EXERCISE DESCRIPTION:
Retype the data that follows line by line, exactly, and leave its pictures out.

RECORDED INFORMATION:
BEGIN

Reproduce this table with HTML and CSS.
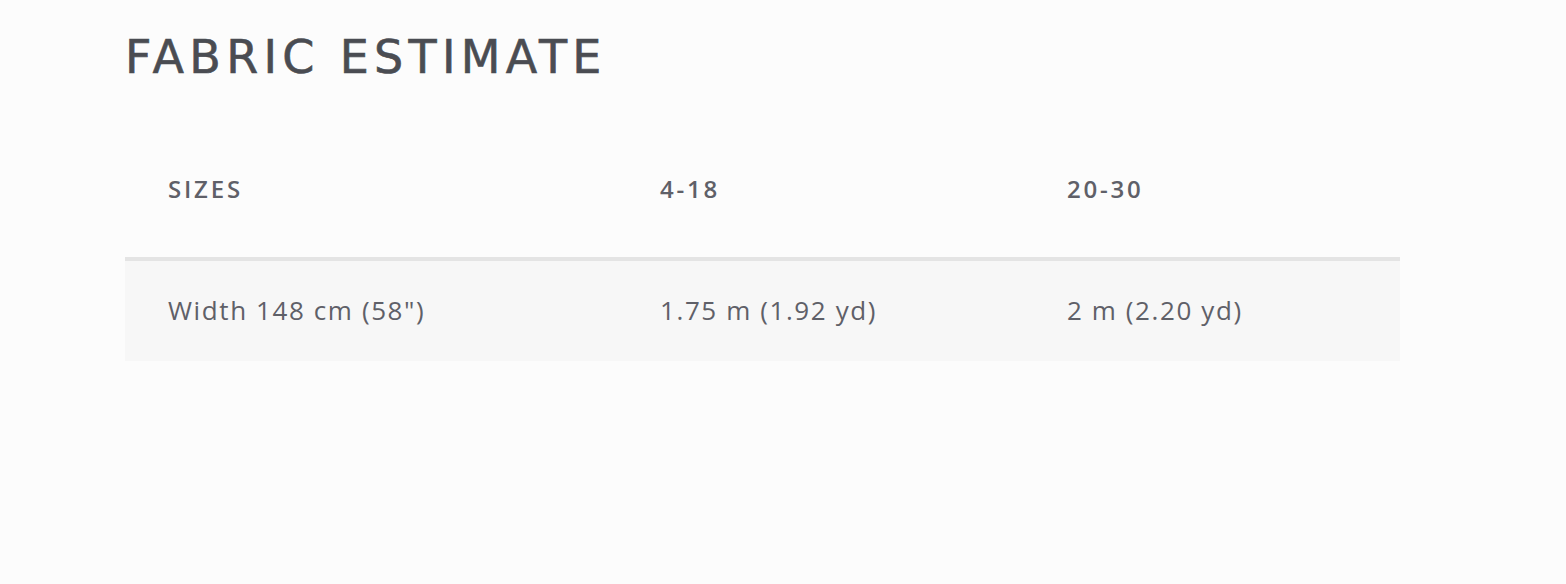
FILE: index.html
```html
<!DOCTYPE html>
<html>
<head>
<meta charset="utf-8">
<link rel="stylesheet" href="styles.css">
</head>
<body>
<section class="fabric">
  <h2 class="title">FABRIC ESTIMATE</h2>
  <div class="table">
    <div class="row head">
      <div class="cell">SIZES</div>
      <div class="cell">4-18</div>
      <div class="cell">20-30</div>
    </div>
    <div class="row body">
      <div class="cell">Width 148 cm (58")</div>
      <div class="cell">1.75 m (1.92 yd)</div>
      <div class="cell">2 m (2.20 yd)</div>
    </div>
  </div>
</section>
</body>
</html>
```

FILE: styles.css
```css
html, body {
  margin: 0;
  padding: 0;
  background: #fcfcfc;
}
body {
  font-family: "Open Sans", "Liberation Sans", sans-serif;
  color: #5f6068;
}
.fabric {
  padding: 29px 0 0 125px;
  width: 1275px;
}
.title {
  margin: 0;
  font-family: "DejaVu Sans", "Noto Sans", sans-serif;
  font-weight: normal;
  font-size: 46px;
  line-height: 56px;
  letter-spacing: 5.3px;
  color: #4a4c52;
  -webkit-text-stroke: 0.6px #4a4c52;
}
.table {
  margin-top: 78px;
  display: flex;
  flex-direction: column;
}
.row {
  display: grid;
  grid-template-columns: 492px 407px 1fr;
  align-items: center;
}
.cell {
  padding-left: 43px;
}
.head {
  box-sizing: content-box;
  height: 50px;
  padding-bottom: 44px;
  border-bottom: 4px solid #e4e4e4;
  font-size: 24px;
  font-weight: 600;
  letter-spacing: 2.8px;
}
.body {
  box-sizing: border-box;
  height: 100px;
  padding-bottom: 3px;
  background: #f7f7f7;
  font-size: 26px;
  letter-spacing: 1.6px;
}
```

END

CORRECT OUTPUT:
Reproduce this table with HTML and CSS.
FILE: index.html
```html
<!DOCTYPE html>
<html>
<head>
<meta charset="utf-8">
<link rel="stylesheet" href="styles.css">
</head>
<body>
<section class="fabric">
  <h2 class="title">FABRIC ESTIMATE</h2>
  <div class="table">
    <div class="row head">
      <div class="cell">SIZES</div>
      <div class="cell">4-18</div>
      <div class="cell">20-30</div>
    </div>
    <div class="row body">
      <div class="cell">Width 148 cm (58")</div>
      <div class="cell">1.75 m (1.92 yd)</div>
      <div class="cell">2 m (2.20 yd)</div>
    </div>
  </div>
</section>
</body>
</html>
```

FILE: styles.css
```css
html, body {
  margin: 0;
  padding: 0;
  background: #fcfcfc;
}
body {
  font-family: "Open Sans", "Liberation Sans", sans-serif;
  color: #5f6068;
}
.fabric {
  padding: 29px 0 0 125px;
  width: 1275px;
}
.title {
  margin: 0;
  font-family: "DejaVu Sans", "Noto Sans", sans-serif;
  font-weight: normal;
  font-size: 46px;
  line-height: 56px;
  letter-spacing: 5.3px;
  color: #4a4c52;
  -webkit-text-stroke: 0.6px #4a4c52;
}
.table {
  margin-top: 78px;
  display: flex;
  flex-direction: column;
}
.row {
  display: grid;
  grid-template-columns: 492px 407px 1fr;
  align-items: center;
}
.cell {
  padding-left: 43px;
}
.head {
  box-sizing: content-box;
  height: 50px;
  padding-bottom: 44px;
  border-bottom: 4px solid #e4e4e4;
  font-size: 24px;
  font-weight: 600;
  letter-spacing: 2.8px;
}
.body {
  box-sizing: border-box;
  height: 100px;
  padding-bottom: 3px;
  background: #f7f7f7;
  font-size: 26px;
  letter-spacing: 1.6px;
}
```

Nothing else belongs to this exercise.